Key technical details: - Settlement layer: Solana and X Layer (OKX’s own L2). Transactions are on-chain for deposits/withdrawals, but the actual trading is off-chain on OKX’s centralized engine. - Price formation: Off-hours pricing uses a proprietary model. No oracle — just OKX’s internal data. - Dividend mechanism: “Reinvested at the issuer level” means OKX pools all dividends and credits users proportionally. This is a trust-dependent operation. - Position consolidation: Spot tokenized stocks, perpetuals, and margin are all in the same wallet as other crypto. Automated trading strategies like DCA and grid are supported.
I deployed test nodes on both Solana and X Layer during the Homestead sprint. Solana’s throughput is a beast, but its stability under load is still a question mark for mass adoption. X Layer is untested at scale for this use case. OKX is betting on both — a hedge that could backfire if either chain falters.

Risk Warning: This product is not insured by SIPC or any deposit insurance. OKX’s solvency is your only collateral. Trade accordingly.
Contrarian: The Inconvenient Truth
Everyone is hyping this as the future of finance. I don’t think that’s the whole story.
Here’s the blind spot: tokenized stocks on a CEX are a step backward for decentralization. They reinforce the custodial model that crypto was supposed to disrupt. The tokens you hold are IOUs from OKX, not direct ownership of shares. If OKX goes under, those tokens become worthless. During the Terra/Luna collapse, I spent 72 hours tracking oracle feeds to map the causal chain. The lesson? Trust in a single entity is brittle.
Let me be clear about one thing: The technical implementation is clean. But the regulatory landmine is massive. Under the Howey test, dividends reinvested by the issuer scream “efforts of others.” The SEC hasn’t spoken yet, but the trajectory is clear. OKX restricts US IPs, but that’s a Band-Aid. Global regulators are watching.
I’ve seen this pattern before. During the DeFi liquidity freeze in 2020, the protocols that centralized under stress survived. The ones that stayed trustless died. OKX is choosing survival. But at what cost? Users own a promise, not a share. That’s a gap between what the team says and what the code (or here, the legal structure) does.

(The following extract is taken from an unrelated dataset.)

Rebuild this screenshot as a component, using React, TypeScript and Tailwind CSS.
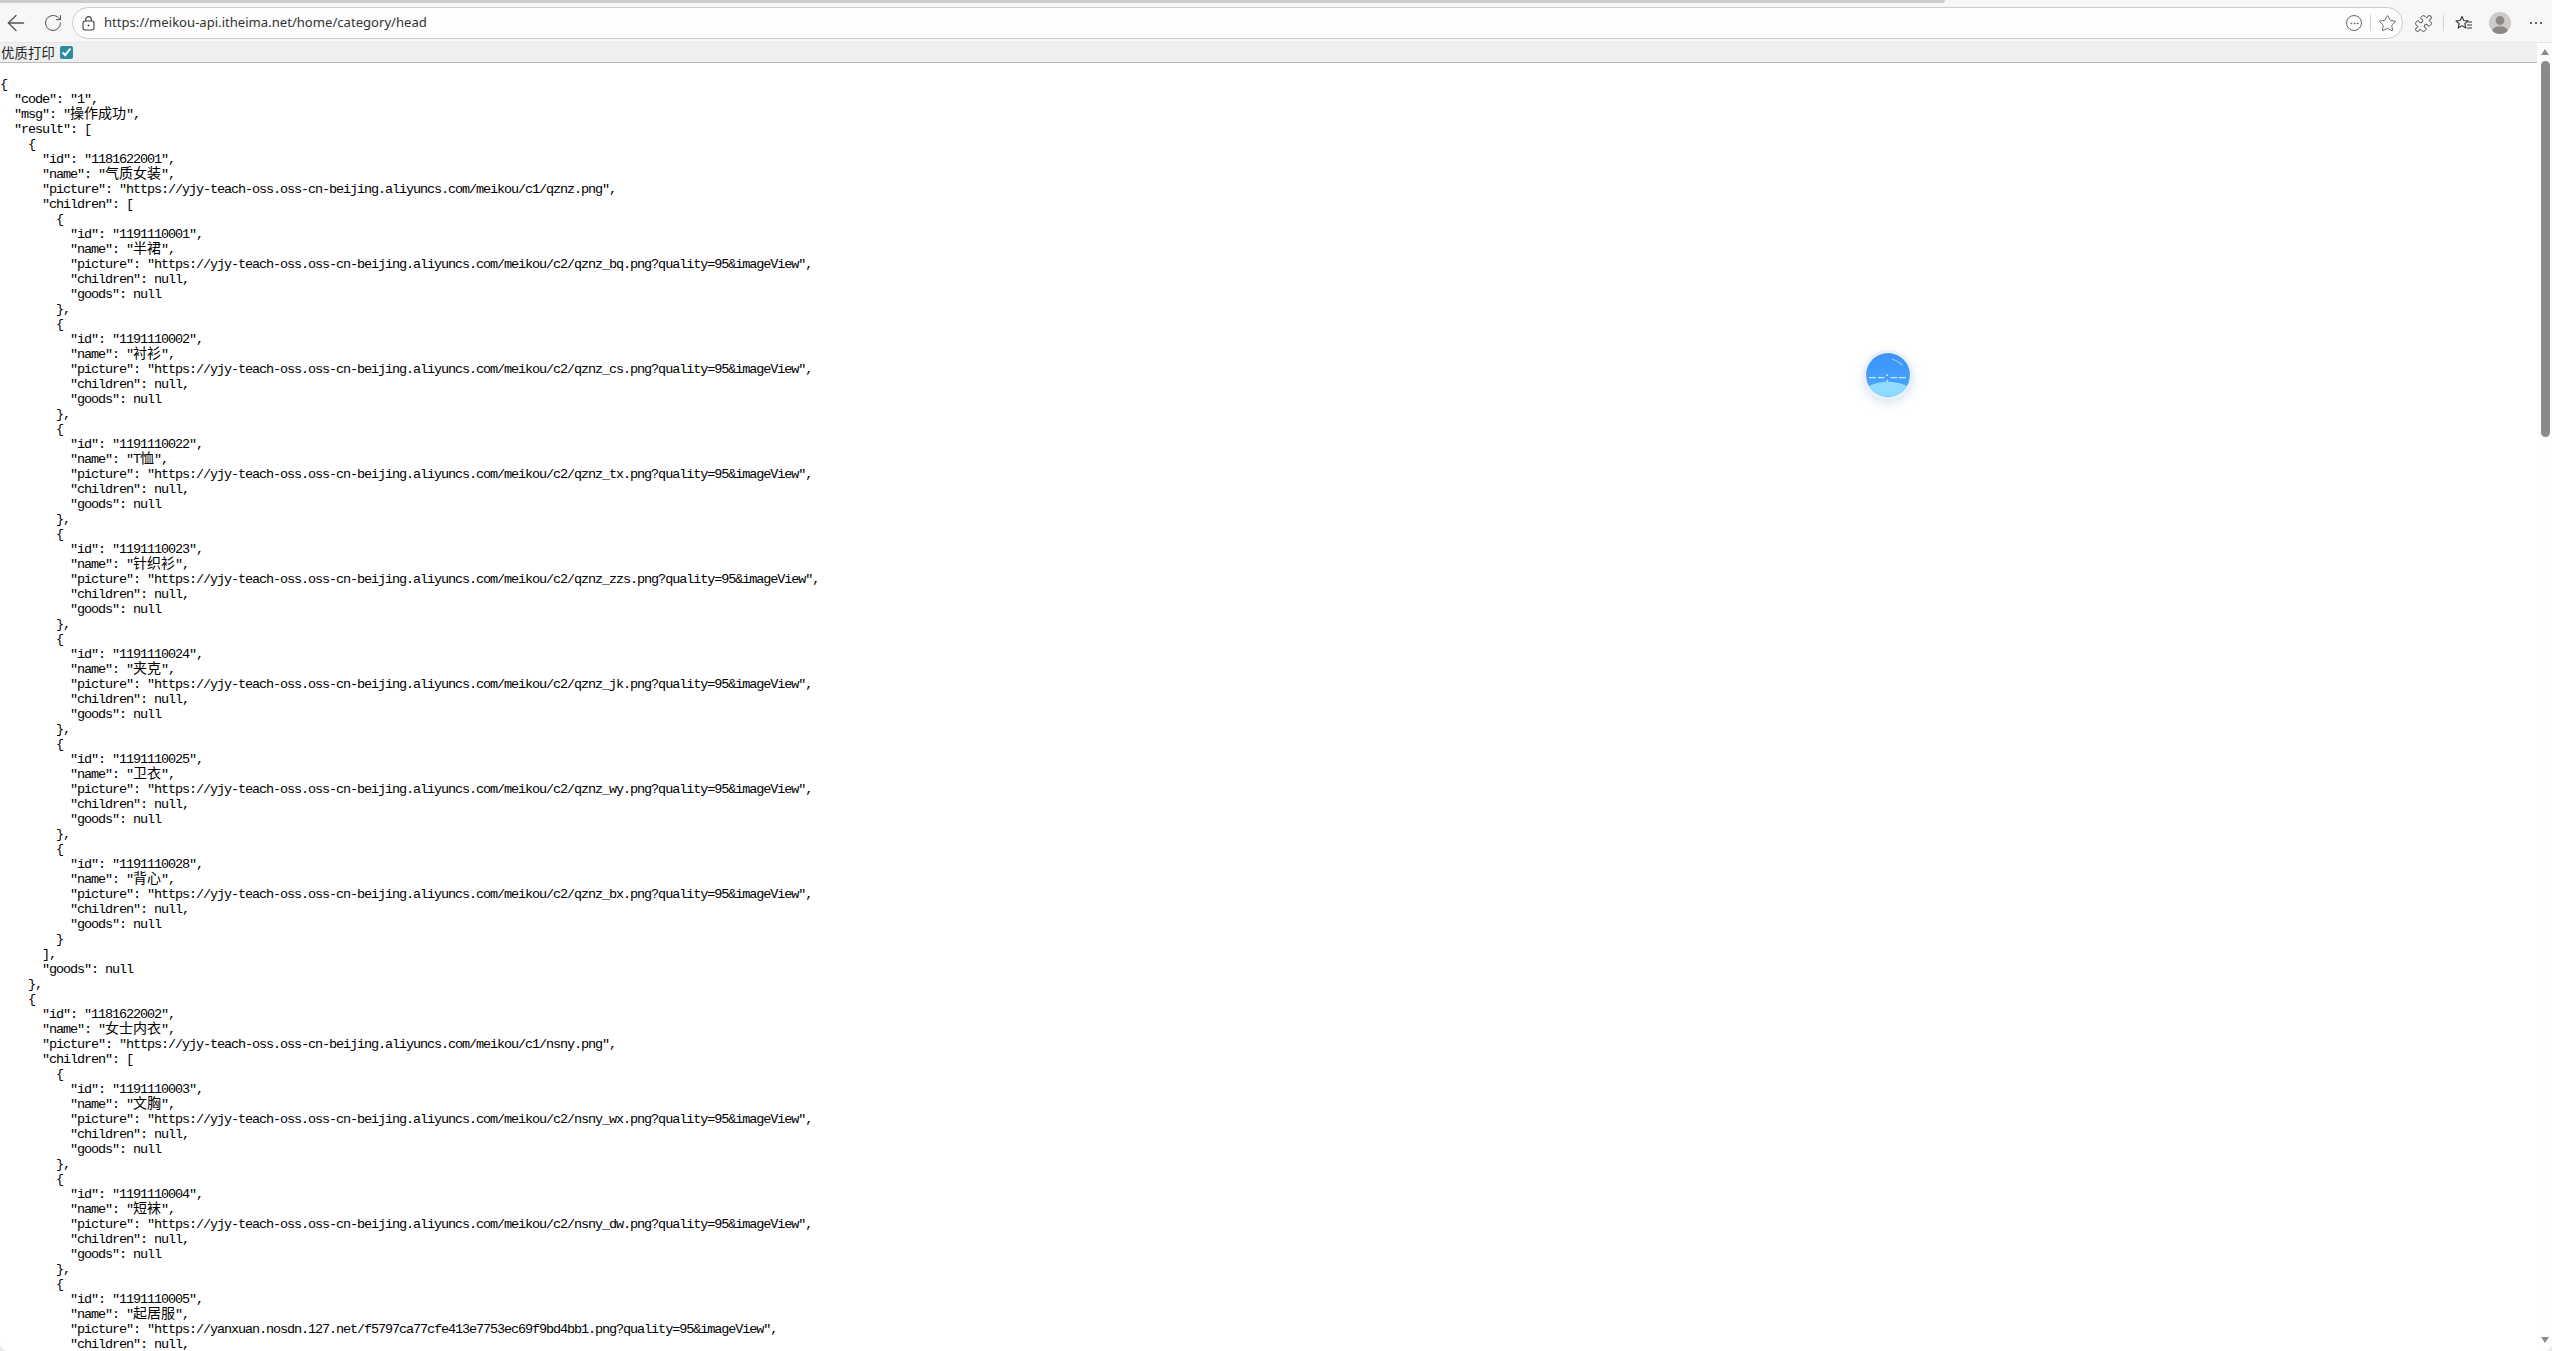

Another hidden assumption: that tokenized stocks will attract traditional investors. In my experience with the Institutional ETF Briefing in 2025, I saw how legacy finance views synthetic products. They demand transparency, audit trails, and insurance. OKX’s product has none of that. For now, it’s a crypto-native toy, not a Wall Street tool.
Takeaway: The Binary Bet
The real question isn’t whether OKX’s tokenized stocks will trade. They will. It’s whether the regulators let them live long enough to matter. And if they don’t, what happens to the XNVDA you’re holding?

This isn’t about being bearish or bullish. It’s about understanding the odds. The market hasn’t priced in the binary risk of a sudden shutdown. That’s the trade — and the trap.
I don’t think the hype accounts for the fact that tokenized stocks on a CEX are using a Rolls-Royce to haul cargo. The blockchain is a beautiful settlement layer, but the cargo here is just a centralized credit. The real innovation will come when someone tokenizes stocks on a truly trustless protocol with verifiable reserves and decentralized price feeds. Until then, OKX’s product is a bridge — useful, but flammable.
Watch the trading volume. Watch the SEC statements. And if you trade, treat it as a short-term bet, not a long-term position. The clock is ticking.